▶ [DATA EXCERPT]
★ ★ ★ ★ ★ ★ ★
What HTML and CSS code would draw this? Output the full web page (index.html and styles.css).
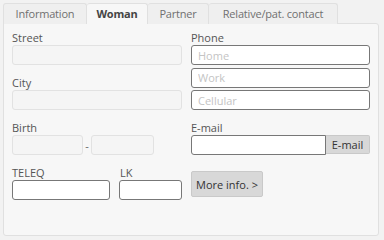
FILE: index.html
```html
<!DOCTYPE html>
<html>
<head>
  <meta charset="UTF-8">
  <title>Patient contacts</title>
  <link rel="stylesheet" href="styles.css">
</head>
<body>
  <div class="tabs">
    <div class="tab tab-info">Information</div>
    <div class="tab tab-woman active">Woman</div>
    <div class="tab tab-partner">Partner</div>
    <div class="tab tab-relative">Relative/pat. contact</div>
  </div>
  <div class="panel">
    <div class="col left-col">
      <div class="field">
        <label>Street</label>
        <input class="input disabled" disabled>
      </div>
      <div class="field">
        <label>City</label>
        <input class="input disabled" disabled>
      </div>
      <div class="field">
        <label>Birth</label>
        <div class="birth-row">
          <input class="input disabled birth-a" disabled>
          <span class="dash">-</span>
          <input class="input disabled birth-b" disabled>
        </div>
      </div>
      <div class="field-row">
        <div class="field teleq">
          <label>TELEQ</label>
          <input class="input">
        </div>
        <div class="field lk">
          <label>LK</label>
          <input class="input">
        </div>
      </div>
    </div>
    <div class="col right-col">
      <div class="field">
        <label>Phone</label>
        <div class="phone-list">
          <input class="input" placeholder="Home">
          <input class="input" placeholder="Work">
          <input class="input" placeholder="Cellular">
        </div>
      </div>
      <div class="field">
        <label>E-mail</label>
        <div class="email-row">
          <input class="input email-input">
          <button class="btn email-btn">E-mail</button>
        </div>
      </div>
      <div class="more">
        <button class="btn more-btn">More info. &gt;</button>
      </div>
    </div>
  </div>
</body>
</html>
```

FILE: styles.css
```css
body {
  margin: 0;
  padding: 3px 5px 4px 3px;
  background-color: #f2f2f2;
  font-family: 'Open Sans', 'Noto Sans', Arial, sans-serif;
  font-size: 11px;
  color: #555;
}

.tabs {
  display: flex;
  height: 20px;
}

.tab {
  box-sizing: border-box;
  height: 21px;
  padding-top: 2px;
  border: 1px solid #e0e0e0;
  border-bottom: none;
  border-left: none;
  border-radius: 3px 3px 0 0;
  background-color: #efefef;
  color: #707070;
  line-height: 16px;
  text-align: center;
  letter-spacing: -0.2px;
  white-space: nowrap;
}

.tab:first-child {
  border-left: 1px solid #e0e0e0;
}

.tab-info {
  width: 84px;
}

.tab-woman {
  width: 61px;
}

.tab-partner {
  width: 61px;
}

.tab-relative {
  width: 129px;
}

.tab.active {
  background-color: #f7f7f7;
  color: #444;
  font-weight: bold;
  position: relative;
  z-index: 1;
}

.panel {
  box-sizing: border-box;
  height: 213px;
  display: flex;
  gap: 9px;
  padding: 7px 8px 0;
  background-color: #f7f7f7;
  border: 1px solid #e0e0e0;
  border-radius: 0 3px 3px 3px;
}

.col {
  display: flex;
  flex-direction: column;
}

.left-col {
  width: 170px;
  gap: 11px;
}

.right-col {
  width: 179px;
  gap: 11px;
}

.field label {
  display: block;
  height: 14px;
  line-height: 14px;
  color: #555;
}

.input {
  box-sizing: border-box;
  display: block;
  width: 100%;
  height: 20px;
  margin: 0;
  padding: 0 6px;
  border: 1px solid #777;
  border-radius: 3px;
  background-color: #fff;
  font-family: inherit;
  font-size: 11px;
  color: #333;
  outline: none;
}

.input::placeholder {
  color: #c4c4c4;
}

.input.disabled {
  border-color: #e2e2e2;
  background-color: #f5f5f5;
}

.birth-row {
  display: flex;
  align-items: center;
}

.birth-a {
  width: 71px;
}

.birth-b {
  width: 63px;
}

.dash {
  width: 8px;
  text-align: center;
  color: #666;
}

.field-row {
  display: flex;
  gap: 9px;
}

.teleq {
  width: 98px;
}

.lk {
  width: 63px;
}

.lk label {
  padding-left: 1px;
}

.phone-list {
  display: flex;
  flex-direction: column;
  gap: 2.5px;
}

.email-row {
  display: flex;
}

.email-input {
  flex: 1;
  border-radius: 3px 0 0 3px;
}

.btn {
  box-sizing: border-box;
  margin: 0;
  border: 1px solid #c9c9c9;
  border-radius: 2px;
  background-color: #d8d8d8;
  font-family: inherit;
  font-size: 11px;
  color: #333;
  cursor: pointer;
}

.email-btn {
  width: 44px;
  height: 19px;
  padding: 0;
  border-left: none;
  border-radius: 0 2px 2px 0;
}

.more {
  padding-top: 5px;
}

.more-btn {
  width: 72px;
  height: 26px;
  padding: 0;
}
```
★ ★ ★ ★ ★ ★ ★
All the lines above are to be reproduced exactly, except the pictures.

What HTML and CSS code would draw this? Output the full web page (index.html and styles.css).
FILE: index.html
```html
<!DOCTYPE html>
<html>
<head>
  <meta charset="UTF-8">
  <title>Patient contacts</title>
  <link rel="stylesheet" href="styles.css">
</head>
<body>
  <div class="tabs">
    <div class="tab tab-info">Information</div>
    <div class="tab tab-woman active">Woman</div>
    <div class="tab tab-partner">Partner</div>
    <div class="tab tab-relative">Relative/pat. contact</div>
  </div>
  <div class="panel">
    <div class="col left-col">
      <div class="field">
        <label>Street</label>
        <input class="input disabled" disabled>
      </div>
      <div class="field">
        <label>City</label>
        <input class="input disabled" disabled>
      </div>
      <div class="field">
        <label>Birth</label>
        <div class="birth-row">
          <input class="input disabled birth-a" disabled>
          <span class="dash">-</span>
          <input class="input disabled birth-b" disabled>
        </div>
      </div>
      <div class="field-row">
        <div class="field teleq">
          <label>TELEQ</label>
          <input class="input">
        </div>
        <div class="field lk">
          <label>LK</label>
          <input class="input">
        </div>
      </div>
    </div>
    <div class="col right-col">
      <div class="field">
        <label>Phone</label>
        <div class="phone-list">
          <input class="input" placeholder="Home">
          <input class="input" placeholder="Work">
          <input class="input" placeholder="Cellular">
        </div>
      </div>
      <div class="field">
        <label>E-mail</label>
        <div class="email-row">
          <input class="input email-input">
          <button class="btn email-btn">E-mail</button>
        </div>
      </div>
      <div class="more">
        <button class="btn more-btn">More info. &gt;</button>
      </div>
    </div>
  </div>
</body>
</html>
```

FILE: styles.css
```css
body {
  margin: 0;
  padding: 3px 5px 4px 3px;
  background-color: #f2f2f2;
  font-family: 'Open Sans', 'Noto Sans', Arial, sans-serif;
  font-size: 11px;
  color: #555;
}

.tabs {
  display: flex;
  height: 20px;
}

.tab {
  box-sizing: border-box;
  height: 21px;
  padding-top: 2px;
  border: 1px solid #e0e0e0;
  border-bottom: none;
  border-left: none;
  border-radius: 3px 3px 0 0;
  background-color: #efefef;
  color: #707070;
  line-height: 16px;
  text-align: center;
  letter-spacing: -0.2px;
  white-space: nowrap;
}

.tab:first-child {
  border-left: 1px solid #e0e0e0;
}

.tab-info {
  width: 84px;
}

.tab-woman {
  width: 61px;
}

.tab-partner {
  width: 61px;
}

.tab-relative {
  width: 129px;
}

.tab.active {
  background-color: #f7f7f7;
  color: #444;
  font-weight: bold;
  position: relative;
  z-index: 1;
}

.panel {
  box-sizing: border-box;
  height: 213px;
  display: flex;
  gap: 9px;
  padding: 7px 8px 0;
  background-color: #f7f7f7;
  border: 1px solid #e0e0e0;
  border-radius: 0 3px 3px 3px;
}

.col {
  display: flex;
  flex-direction: column;
}

.left-col {
  width: 170px;
  gap: 11px;
}

.right-col {
  width: 179px;
  gap: 11px;
}

.field label {
  display: block;
  height: 14px;
  line-height: 14px;
  color: #555;
}

.input {
  box-sizing: border-box;
  display: block;
  width: 100%;
  height: 20px;
  margin: 0;
  padding: 0 6px;
  border: 1px solid #777;
  border-radius: 3px;
  background-color: #fff;
  font-family: inherit;
  font-size: 11px;
  color: #333;
  outline: none;
}

.input::placeholder {
  color: #c4c4c4;
}

.input.disabled {
  border-color: #e2e2e2;
  background-color: #f5f5f5;
}

.birth-row {
  display: flex;
  align-items: center;
}

.birth-a {
  width: 71px;
}

.birth-b {
  width: 63px;
}

.dash {
  width: 8px;
  text-align: center;
  color: #666;
}

.field-row {
  display: flex;
  gap: 9px;
}

.teleq {
  width: 98px;
}

.lk {
  width: 63px;
}

.lk label {
  padding-left: 1px;
}

.phone-list {
  display: flex;
  flex-direction: column;
  gap: 2.5px;
}

.email-row {
  display: flex;
}

.email-input {
  flex: 1;
  border-radius: 3px 0 0 3px;
}

.btn {
  box-sizing: border-box;
  margin: 0;
  border: 1px solid #c9c9c9;
  border-radius: 2px;
  background-color: #d8d8d8;
  font-family: inherit;
  font-size: 11px;
  color: #333;
  cursor: pointer;
}

.email-btn {
  width: 44px;
  height: 19px;
  padding: 0;
  border-left: none;
  border-radius: 0 2px 2px 0;
}

.more {
  padding-top: 5px;
}

.more-btn {
  width: 72px;
  height: 26px;
  padding: 0;
}
```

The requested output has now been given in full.